The Dutch Rush

They're Dutch and Life's a Rush

So, for those of you who don’t know, it’s Refugee Awareness Month.

Happy Refugee Awareness Month.

I try to stay off the internet. Lately I’ve spent a bit of time catching myself up to speed, and I am usually stunned at what I see. I find myself having ongoing conversations in my head over it.

I decided to bring the conversation to my blog.

It goes like this:

The media (as well as certain other influential members of our country) is spreading mass fear over refugees and has been for some time now. And yes, refugee numbers are at an all time low, so nice work, fear. Many of the people I see raging against the United States welcoming refugees are also proclaiming to be Christians, to the intense disgust of my non-believing friends.

And I see their point.

If we are people who say we believe that the Bible is our ultimate guide to life, then we will read many things in it that direct us to rescue those in need, at no thought to our own risk or discomfort. Even down to the loss of home, food, clothes.

Naturally, that seems to mean we will gladly welcome refugees with open arms, with no thought to our own loss.

“…I was hungry and you gave me food, I was thirsty and you gave me drink, I was a stranger and you welcomed me, I was naked and you clothed me…”

Matthew 25:35-36

People who read their Bibles know that this is a terrifying section of the Bible and it goes on to say that people who refused to shelter and care for those in need (hungry, thirsty, stranger, naked, sick, imprisoned) will be cast out into eternal punishment. (Hell.)

“…He will reply, ‘I tell you the truth, whatever you did not do for the least of these, you did not do for me.’ Then they will go away to eternal punishment…”

Matthew 25:45-46

But there are daily rants by people who read their Bible who are demanding that we shut down our borders to any who might harm some Americans.

What are we thinking? What are we even saying? Have we been so conditioned by the media, our leaders, our society, our desire for comfort, that we no longer care about bringing the stranger and the alien into our comfort and faith?

I know. Refugees cause personal harm at times.

So do legal American citizens.

In fact, EVERY day, American citizens are doing unspeakable things to other American citizens. Maybe we should turn them into refugees so we can avoid that problem.

As Christians, we are told to take the Gospel to the world. And here we have the world coming to US! We are talking about people who may not know Jesus who are willingly turning to Christians or ANYONE who will help them.

And yet some Christians feel that they have too much to lose to be bothered to risk helping another human in need.

But, if we’re looking to the Bible…the ultimate guide to life…

“If anyone would come after me, he must deny himself and take up his cross and follow me. For whoever wants to save his life will lose it, and whoever loses his life for me will find it. What good will it be for a man if he gains the whole world, yet forfeits his soul?”

Matthew 16:24-26

Now…I get it:

There is a social stigma to being a refugee.

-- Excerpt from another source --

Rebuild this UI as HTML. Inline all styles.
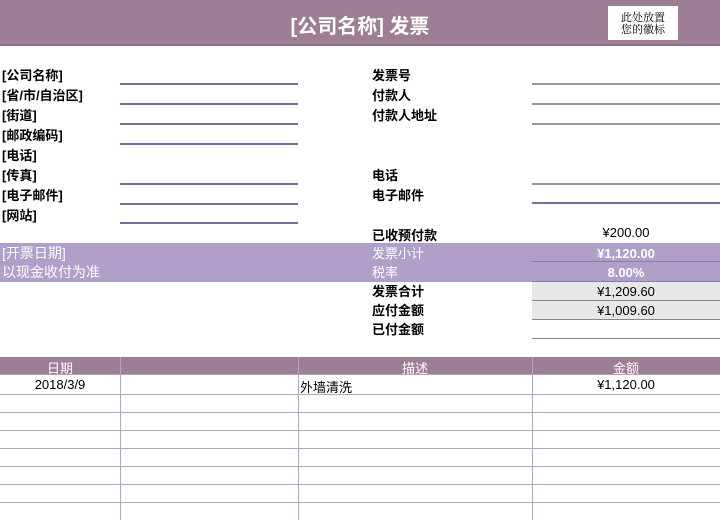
<!DOCTYPE html>
<html><head><meta charset="utf-8"><style>
*{margin:0;padding:0;box-sizing:border-box}
body{width:720px;height:520px;position:relative;background:#fff;font-family:"Liberation Sans","Noto Sans CJK SC",sans-serif;font-size:13px;color:#000;overflow:hidden}
.a{position:absolute;white-space:nowrap}
.b{font-weight:bold}
.hl{position:absolute;height:2px}
.p{background:#7d6b9e}
.g{background:#9a9a9a}
.w{color:#fff}
</style></head><body>
<div class="a" style="left:0;top:0;width:720px;height:46px;background:#9e7e94;border-bottom:2px solid #8a6f92"></div>
<div class="a b w" style="left:0;width:720px;top:10px;text-align:center;font-size:20px">[公司名称] 发票</div>
<div class="a" style="left:608px;top:6px;width:70px;height:34px;background:#fff;font-size:11px;line-height:12px;text-align:center;padding-top:5px;font-family:'Noto Serif CJK SC',serif">此处放置<br>您的徽标</div>

<div class="a b" style="left:2px;top:66px;line-height:20px">[公司名称]<br>[省/市/自治区]<br>[街道]<br>[邮政编码]<br>[电话]<br>[传真]<br>[电子邮件]<br>[网站]</div>
<div class="hl p" style="left:120px;width:178px;top:83px"></div>
<div class="hl p" style="left:120px;width:178px;top:103px"></div>
<div class="hl p" style="left:120px;width:178px;top:123px"></div>
<div class="hl p" style="left:120px;width:178px;top:143px"></div>
<div class="hl p" style="left:120px;width:178px;top:183px"></div>
<div class="hl p" style="left:120px;width:178px;top:203px"></div>
<div class="hl p" style="left:120px;width:178px;top:222px"></div>

<div class="a b" style="left:372px;top:66px;line-height:20px">发票号<br>付款人<br>付款人地址</div>
<div class="a b" style="left:372px;top:166px;line-height:20px">电话<br>电子邮件</div>
<div class="hl g" style="left:532px;width:188px;top:83px"></div>
<div class="hl g" style="left:532px;width:188px;top:103px"></div>
<div class="hl g" style="left:532px;width:188px;top:123px"></div>
<div class="hl g" style="left:532px;width:188px;top:183px"></div>
<div class="hl p" style="left:532px;width:188px;top:202px"></div>

<div class="a b" style="left:372px;top:225px">已收预付款</div>
<div class="a" style="left:532px;width:188px;text-align:center;top:225px">¥200.00</div>

<div class="a" style="left:0;top:243px;width:720px;height:39px;background:#b09fc9"></div>
<div class="a" style="left:532px;top:261px;width:188px;height:1px;background:#8a7aa8"></div>
<div class="a" style="left:532px;top:281px;width:188px;height:1px;background:#8a7aa8"></div>
<div class="a w" style="left:2px;top:244px;line-height:19px;font-size:14px">[开票日期]<br>以现金收付为准</div>
<div class="a w" style="left:372px;top:244px;line-height:19px">发票小计<br>税率</div>
<div class="a b w" style="left:532px;width:188px;text-align:center;top:244px;line-height:19px">¥1,120.00<br>8.00%</div>

<div class="a" style="left:532px;top:282px;width:188px;height:37px;background:#e8e8e8"></div>
<div class="a" style="left:532px;top:300px;width:188px;height:1px;background:#888"></div>
<div class="a" style="left:532px;top:319px;width:188px;height:1px;background:#888"></div>
<div class="a" style="left:532px;top:338px;width:188px;height:1px;background:#888"></div>
<div class="a b" style="left:372px;top:282px;line-height:19px">发票合计<br>应付金额<br>已付金额</div>
<div class="a" style="left:532px;width:188px;text-align:center;top:282px;line-height:19px">¥1,209.60<br>¥1,009.60</div>

<div class="a" style="left:0;top:357px;width:720px;height:18px;background:#9e7e94;border-bottom:1px solid #b09fc9"></div>
<div class="a w" style="left:0;width:120px;text-align:center;top:358px">日期</div>
<div class="a w" style="left:298px;width:234px;text-align:center;top:358px">描述</div>
<div class="a w" style="left:532px;width:188px;text-align:center;top:358px">金额</div>
<div class="a" style="left:0;width:120px;text-align:center;top:377px">2018/3/9</div>
<div class="a" style="left:300px;top:377px">外墙清洗</div>
<div class="a" style="left:532px;width:188px;text-align:center;top:377px">¥1,120.00</div>
<div class="a" style="left:0;top:394px;width:720px;height:1px;background:#b3a6c4"></div>
<div class="a" style="left:0;top:412px;width:720px;height:1px;background:#b3a6c4"></div>
<div class="a" style="left:0;top:430px;width:720px;height:1px;background:#b3a6c4"></div>
<div class="a" style="left:0;top:448px;width:720px;height:1px;background:#b3a6c4"></div>
<div class="a" style="left:0;top:466px;width:720px;height:1px;background:#b3a6c4"></div>
<div class="a" style="left:0;top:484px;width:720px;height:1px;background:#b3a6c4"></div>
<div class="a" style="left:0;top:502px;width:720px;height:1px;background:#b3a6c4"></div>
<div class="a" style="left:120px;top:357px;width:1px;height:163px;background:#b3a6c4"></div>
<div class="a" style="left:298px;top:357px;width:1px;height:163px;background:#b3a6c4"></div>
<div class="a" style="left:532px;top:357px;width:1px;height:163px;background:#b3a6c4"></div>
</body></html>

There is a social stigma to being a foster child, even once you are adopted.

There is a social stigma to being poor.

There is a social stigma to being a minority.

But it’s okay. Christians have the Bible as their ultimate guide to life.

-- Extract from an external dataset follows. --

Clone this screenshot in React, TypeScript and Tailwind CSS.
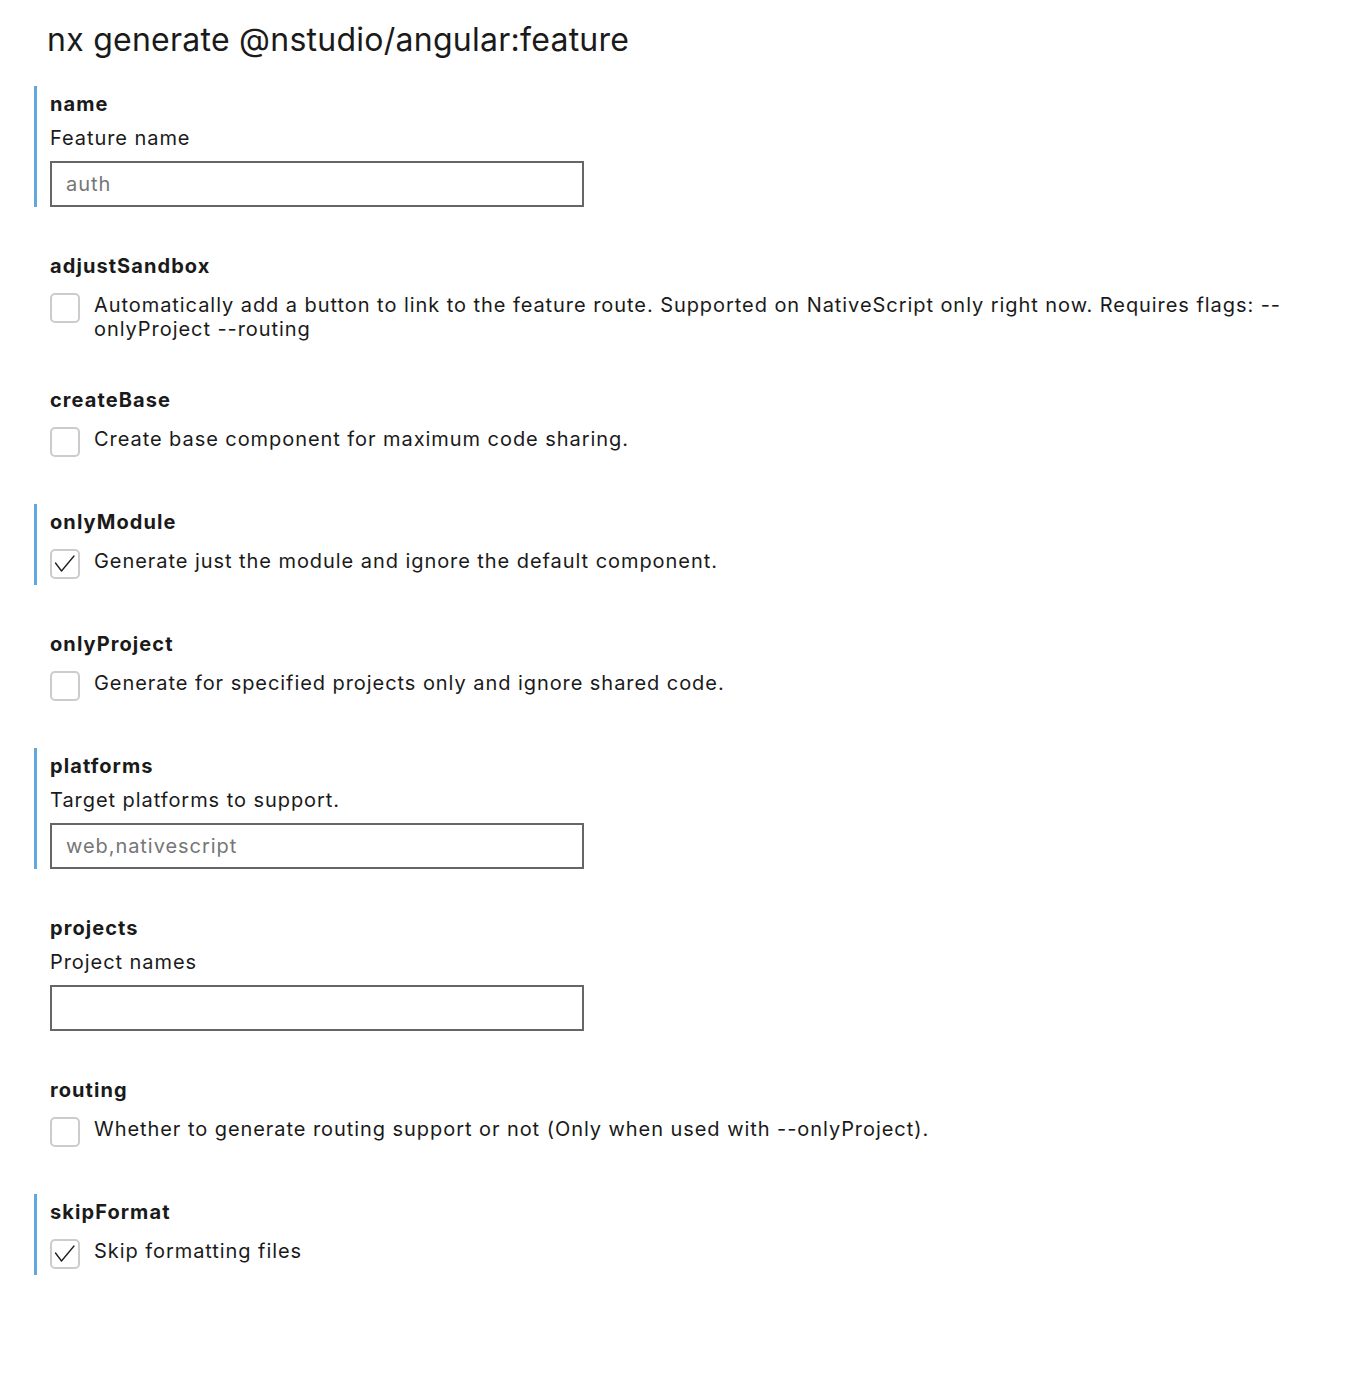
import type { ReactNode } from 'react';

type Field =
  | { kind: 'text'; name: string; desc: string; placeholder: string; set: boolean }
  | { kind: 'bool'; name: string; desc: string; checked: boolean };

const fields: Field[] = [
  { kind: 'text', name: 'name', desc: 'Feature name', placeholder: 'auth', set: true },
  {
    kind: 'bool',
    name: 'adjustSandbox',
    desc: 'Automatically add a button to link to the feature route. Supported on NativeScript only right now. Requires flags: --onlyProject --routing',
    checked: false
  },
  { kind: 'bool', name: 'createBase', desc: 'Create base component for maximum code sharing.', checked: false },
  { kind: 'bool', name: 'onlyModule', desc: 'Generate just the module and ignore the default component.', checked: true },
  { kind: 'bool', name: 'onlyProject', desc: 'Generate for specified projects only and ignore shared code.', checked: false },
  { kind: 'text', name: 'platforms', desc: 'Target platforms to support.', placeholder: 'web,nativescript', set: true },
  { kind: 'text', name: 'projects', desc: 'Project names', placeholder: '', set: false },
  {
    kind: 'bool',
    name: 'routing',
    desc: 'Whether to generate routing support or not (Only when used with --onlyProject).',
    checked: false
  },
  { kind: 'bool', name: 'skipFormat', desc: 'Skip formatting files', checked: true }
];

function Section({ marked, children }: { marked: boolean; children: ReactNode }) {
  return (
    <div className={`border-l-[3px] pl-[13px] pt-[6px] ${marked ? 'border-[#62a8de]' : 'border-transparent'}`}>
      {children}
    </div>
  );
}

function Checkbox({ checked }: { checked: boolean }) {
  return (
    <span className="mb-[6px] flex h-[30px] w-[30px] shrink-0 items-center justify-center rounded-[5px] border-2 border-[#cccccc] bg-white">
      {checked && (
        <svg width="26" height="26" viewBox="0 0 26 26" fill="none">
          <path d="M3.5 12 L9.5 20 L22 5" stroke="#1a1a1a" strokeWidth="1.3" strokeLinecap="round" strokeLinejoin="round" />
        </svg>
      )}
    </span>
  );
}

export default function App() {
  return (
    <div
      className="min-h-screen bg-white pl-[34px] pr-[48px] pt-[20px] pb-[80px] text-[#1a1a1a]"
      style={{ fontFamily: 'Inter, "Noto Sans", sans-serif' }}
    >
      <h1 className="pl-[13px] text-[32px] leading-[40px] font-normal tracking-[0.008em]">nx generate @nstudio/angular:feature</h1>
      <div className="mt-[26px] flex flex-col gap-[41px]">
        {fields.map((f) => (
          <Section key={f.name} marked={f.kind === 'bool' ? f.checked : f.set}>
            <div className="text-[20px] leading-[24px] font-bold tracking-[0.054em]">{f.name}</div>
            {f.kind === 'text' ? (
              <>
                <div className="mt-[10px] text-[20px] leading-[24px] tracking-[0.047em]">{f.desc}</div>
                <div className="mt-[11px] flex h-[46px] w-[534px] items-center border-2 border-[#666666] px-[14px] text-[20px] tracking-[0.047em] text-[#767676]">
                  {f.placeholder}
                </div>
              </>
            ) : (
              <div className="mt-[15px] flex items-start gap-[14px]">
                <Checkbox checked={f.checked} />
                <div className="text-[20px] leading-[24px] tracking-[0.047em]">{f.desc}</div>
              </div>
            )}
          </Section>
        ))}
      </div>
    </div>
  );
}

Therefore they do not mind jumping into that social stigma right alongside the poor, the stranger, the alien, the fatherless. Anyone at all who needs us. We don’t mind.

After all, what in the world do we have to lose?

Money? No, we believe that our treasure is in heaven (therefore we are not into stockpiling money while on earth, see Matthew 6).

Comfort? No, Jesus has called us to daily take up our cross and follow him.

Reputation? No, we believe we are called to suffer with Christ, so we don’t mind having our reputation damaged for our faith and care for those in need.

Then it must be our safety. No, Jesus said we would lose our safety. He said if we would be like him, we would suffer with him. Matthew 5:10-12, Matthew 10:22, Philippians 3:8-21, 1 Peter 2:21.

Well, okay then. For the eternally minded believer, we have nothing to lose that even matters at all in the next life, which is what we are living for, (see the Bible) and everything to gain (heaven) by giving ourselves, money, reputation, time, comfort, and safety for others.

Even if that other happens to be a refugee.


“Comfort, that stealthy thing that enters the house as guest, and then becomes a host, and then master…it becomes a tamer, and with hook and scourge makes puppets of your larger desires. Though its hands are silken, its heart is of iron…the lust for comfort murders the passion of the soul and then walks grinning to the funeral.”

-Kahlil Gibran      (As quoted in The Gold Cord, by Amy Carmichael)


Processed with VSCO with a6 preset

Photo credit: Alyssa Beuving

2 thoughts on “I Was A Stranger And You Welcomed Me

  1. Dan Williams says:

    SOOOO important! Thank you.
    I’m really not sure if there is a Passage in the Bible that could be more important than Matthew 25:31-46. It is the cornerstone of Christ’s commands.

    1. Mary says:

      Thank you Dan! I agree, and thanks for the support on this important issue.